To explain nondeterminism degrees in depth, let’s have a look at the generated NFA, its determinization process and the resulting DFA. NFA can be visualized with re2c --dump-nfa --tags example.re 2>&1 1>/dev/null | dot -Tsvg -o nfa.svg (note that debug options --dump-<xxx> only work if re2c was built in debug mode). Some of the NFA transitions are labeled with 97 (ASCII code for a); other are epsilon-transitions (they do not consume any symbols). Epsilon-transition from state 5 to state 4 is tagged.

../../_images/nfa.svg

Determinization process can be visualized with re2c --dump-dfa-raw --tags example.re 2>&1 1>/dev/null | dot -Tsvg -o determinization.svg. It shows all possible paths through the NFA when matching a string of a symbols. Transitions are labeled with 1, which means the first character class (in this case just the symbol a — there would be more classes if the regular expression contained other symbols). Some transitions have tag operations: for example, 3↑ on transition from state 4 to state 3 means that the version of tag t changes from 1 to 3 (upper arrow means that version 3 is set to the current input position). Boxes in-between transitions show subsets of NFA states at each step of determinization (after consuming one more a). Each NFA state is paired with a tag version. Exploring state sets at each step, we can see that the maximum number of different tag versions is 4 (t1, t5, t4, t3). Therefore tag t has 4th degree of nondeterminism.

../../_images/determinization.svg

The resulting DFA (before optimizations) can be visualized with re2c --dump-dfa-det --tags example.re 2>&1 1>/dev/null | dot -Tsvg -o dfa.svg. 4Th degree of nondeterminism causes the relatively high number of copy operations on the looping transition in state 3.

../../_images/dfa.svg

In this case it is sufficient to move tag t past the counted repetition (as in [a]*[a]{3} @t [a]* or introduce another tag u on which t can be fixed (as in [a]* @t [a]{3} @u [a]*) in order to decrease nondeterminism degree to 1 (in the latter case t will not require any tag operations at all, because it will be computed from u by subtracting a fixed offset).

-Wsentinel-in-midrule

When using sentinel method of checking for the end of input, it is easy to forget that the sentinel symbol must not be allowed in the middle of the rule. For example, the following code tries to match single-quoted strings. It allows any character except the single quote to occur in the string, including terminating NULL. As a result, the generated lexer works as expected on well-formed input like 'aaa'\0, but things go wrong on ill-formed input like 'aaa\0 (where the closing single quote is missing). Lexer reaches the terminating NULL and assumes it is a part of the single-quoted string, so it continues reading bytes from memory. Eventually the lexer terminates due to memory access violation, or worse — it accidentally hits a single quote and assumes this to be the end of the string.

#include <assert.h>

int lex(const char *YYCURSOR)
{
    /*!re2c
    re2c:define:YYCTYPE = char;
    re2c:yyfill:enable = 0;
    ['] [^']* ['] { return 0; }
    *             { return 1; }
    */
}

int main()
{
    assert(lex("'good'") == 0);
    assert(lex("'bad") == 1);
    return 0;
}

On this code re2c reports a warning. It cannot be certain that NULL is the sentinel symbol, but this is by far the most common case.

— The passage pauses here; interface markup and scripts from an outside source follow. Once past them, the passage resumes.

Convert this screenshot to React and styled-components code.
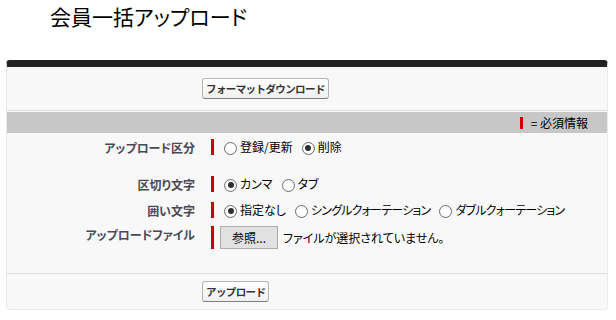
import React from "react";
import styled, { createGlobalStyle } from "styled-components";

const GlobalStyle = createGlobalStyle`
    body {
        margin: 0;
        background: #fff;
        font-family: "Liberation Sans", Arial, "Noto Sans CJK JP", sans-serif;
        font-feature-settings: "palt";
        color: #000;
    }
`;

const Page = styled.div`
    width: 616px;
    height: 320px;
    padding: 0 8px 0 6px;
    box-sizing: border-box;
`;

const Title = styled.h1`
    margin: 0;
    padding: 4px 0 0 44px;
    height: 60px;
    box-sizing: border-box;
    font-size: 21px;
    line-height: 24px;
    font-weight: normal;
    font-family: "Noto Sans CJK JP", sans-serif;
`;

const Block = styled.div`
    width: 602px;
    box-sizing: border-box;
    background: #f8f8f8;
    border: 1px solid #eaeaea;
    border-top: 7px solid #222;
    border-radius: 4px;
`;

const ButtonBar = styled.div`
    display: flex;
    padding: ${p => (p.bottom ? "7px 0 7px 195px" : "11px 0 11px 195px")};
    border-top: ${p => (p.bottom ? "1px solid #dbdbdb" : "none")};
    border-bottom: ${p => (p.bottom ? "none" : "1px solid #dbdbdb")};
`;

const Btn = styled.button`
    height: 21px;
    padding: 0 3px;
    font-family: "Noto Sans CJK JP", sans-serif;
    font-size: 10.5px;
    letter-spacing: -0.6px;
    font-weight: bold;
    color: #333;
    background: linear-gradient(#ffffff, #f0f0f0);
    border: 1px solid #b5b5b5;
    border-bottom-color: #7f7f7f;
    border-radius: 3px;
    line-height: 19px;
`;

const SubHeader = styled.div`
    margin-top: 1px;
    height: 21px;
    background: #c7c7c7;
    display: flex;
    justify-content: flex-end;
    align-items: center;
    padding-right: 19px;
    font-size: 12px;
`;

const Legend = styled.span`
    display: flex;
    align-items: center;
    gap: 8px;
    font-family: "Noto Sans CJK JP", sans-serif;
`;

const RedMark = styled.span`
    display: inline-block;
    width: 3px;
    height: 12px;
    background: #c00;
`;

const FormBody = styled.div`
    padding: 6px 0 24px;
`;

const Row = styled.div`
    display: grid;
    grid-template-columns: 188px 1fr;
    column-gap: 16px;
    align-items: start;
    margin-bottom: ${p => p.after || 0}px;
`;

const Label = styled.div`
    text-align: right;
    font-family: "Noto Sans CJK JP", sans-serif;
    font-size: 12px;
    font-weight: bold;
    color: #4a4a56;
    line-height: 16px;
    padding-top: 1px;
`;

const Required = styled.div`
    display: flex;
    align-items: center;
    gap: 9px;
    min-height: ${p => p.tall || 16}px;
    border-left: 3px solid #c00;
    padding-left: ${p => p.pad || 10}px;
    font-family: "Noto Sans CJK JP", sans-serif;
    font-size: 12px;
`;

const Option = styled.label`
    display: flex;
    align-items: center;
    gap: 3px;
    line-height: 16px;
    letter-spacing: ${p => (p.kana ? "-0.8px" : "0")};
`;

const Radio = styled.input.attrs({ type: "radio" })`
    appearance: none;
    margin: 2px 0 0 0;
    width: 13px;
    height: 13px;
    border-radius: 50%;
    border: 1px solid #6e6e6e;
    background: radial-gradient(circle, #fff 55%, #e8e8e8);
    box-sizing: border-box;
    position: relative;
    &:checked::after {
        content: "";
        position: absolute;
        left: 2.5px;
        top: 2.5px;
        width: 6px;
        height: 6px;
        border-radius: 50%;
        background: #2f2f2f;
    }
`;

const Browse = styled.button`
    height: 23px;
    width: 58px;
    font-family: "Noto Sans CJK JP", sans-serif;
    font-size: 12px;
    color: #000;
    background: #e1e1e1;
    border: 1px solid #adadad;
    border-radius: 0;
    padding: 0;
`;

const FileNote = styled.span`
    margin-left: -4px;
`;

const fields = [
    { label: "アップロード区分", name: "kind", options: ["登録/更新", "削除"], checked: 1, after: 20 },
    { label: "区切り文字", name: "sep", options: ["カンマ", "タブ"], checked: 0, after: 9 },
    { label: "囲い文字", name: "quote", options: ["指定なし", "シングルクォーテーション", "ダブルクォーテーション"], checked: 0, after: 7 },
];

export default function App() {
    return (
        <Page>
            <GlobalStyle />
            <Title>会員一括アップロード</Title>
            <Block>
                <ButtonBar>
                    <Btn>フォーマットダウンロード</Btn>
                </ButtonBar>
                <SubHeader>
                    <Legend>
                        <RedMark />= 必須情報
                    </Legend>
                </SubHeader>
                <FormBody>
                    {fields.map(f => (
                        <Row key={f.name} after={f.after}>
                            <Label>{f.label}</Label>
                            <Required>
                                {f.options.map((o, i) => (
                                    <Option key={o} kana={o.length > 6}>
                                        <Radio name={f.name} defaultChecked={i === f.checked} />
                                        {o}
                                    </Option>
                                ))}
                            </Required>
                        </Row>
                    ))}
                    <Row>
                        <Label>アップロードファイル</Label>
                        <Required tall={23} pad={6}>
                            <Browse>参照...</Browse>
                            <FileNote>ファイルが選択されていません。</FileNote>
                        </Required>
                    </Row>
                </FormBody>
                <ButtonBar bottom>
                    <Btn>アップロード</Btn>
                </ButtonBar>
            </Block>
        </Page>
    );
}
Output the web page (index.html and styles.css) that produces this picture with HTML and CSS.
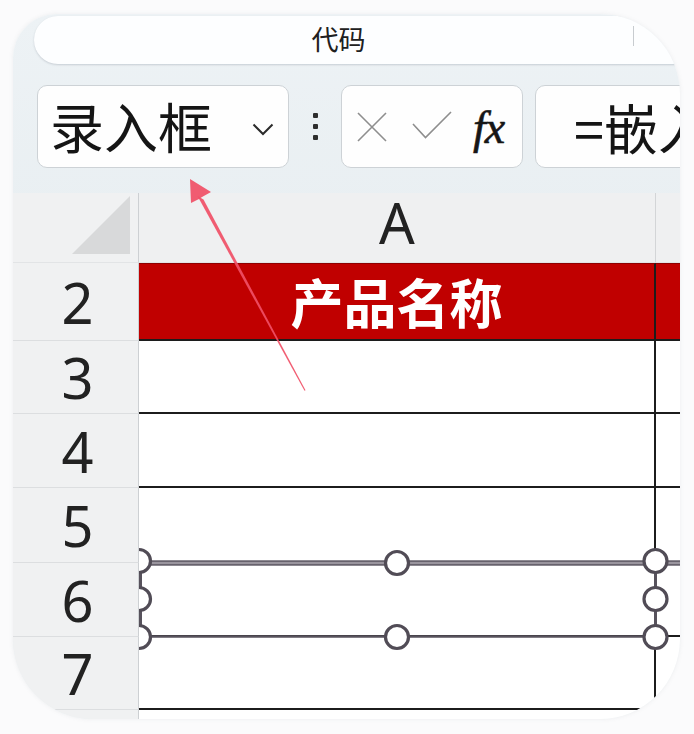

$ re2c -Wsentinel-in-midrule example.re -oexample.c
example.re:9:18: warning: sentinel symbol 0 occurs in the middle of the rule
    (note: if a different sentinel symbol is used, specify it with 're2c:sentinel' configuration) [-Wsentinel-in-midrule]

However, re2c suggests us to define the sentinel symbol using re2c:sentinel configuration. Let’s do it.

#include <assert.h>

int lex(const char *YYCURSOR)
{
    /*!re2c
    re2c:define:YYCTYPE = char;
    re2c:yyfill:enable = 0;
    re2c:sentinel = 0;
    ['] [^']* ['] { return 0; }
    *             { return 1; }
    */
}

int main()
{
    assert(lex("'good'") == 0);
    assert(lex("'bad") == 1);
    return 0;
}

The warning has turned into an error, as re2c is now certain that the code contains an error.

$ re2c -Wsentinel-in-midrule example.re -oexample.c
example.re:10:18: error: sentinel symbol 0 occurs in the middle of the rule [-Werror-sentinel-in-midrule]

The code can be fixed by excluding NULL from the set of symbols allowed in the middle of the string: ['] [^'\x00]* [']. If it is necessary to allow all symbols, a more powerful EOF handling method should be used.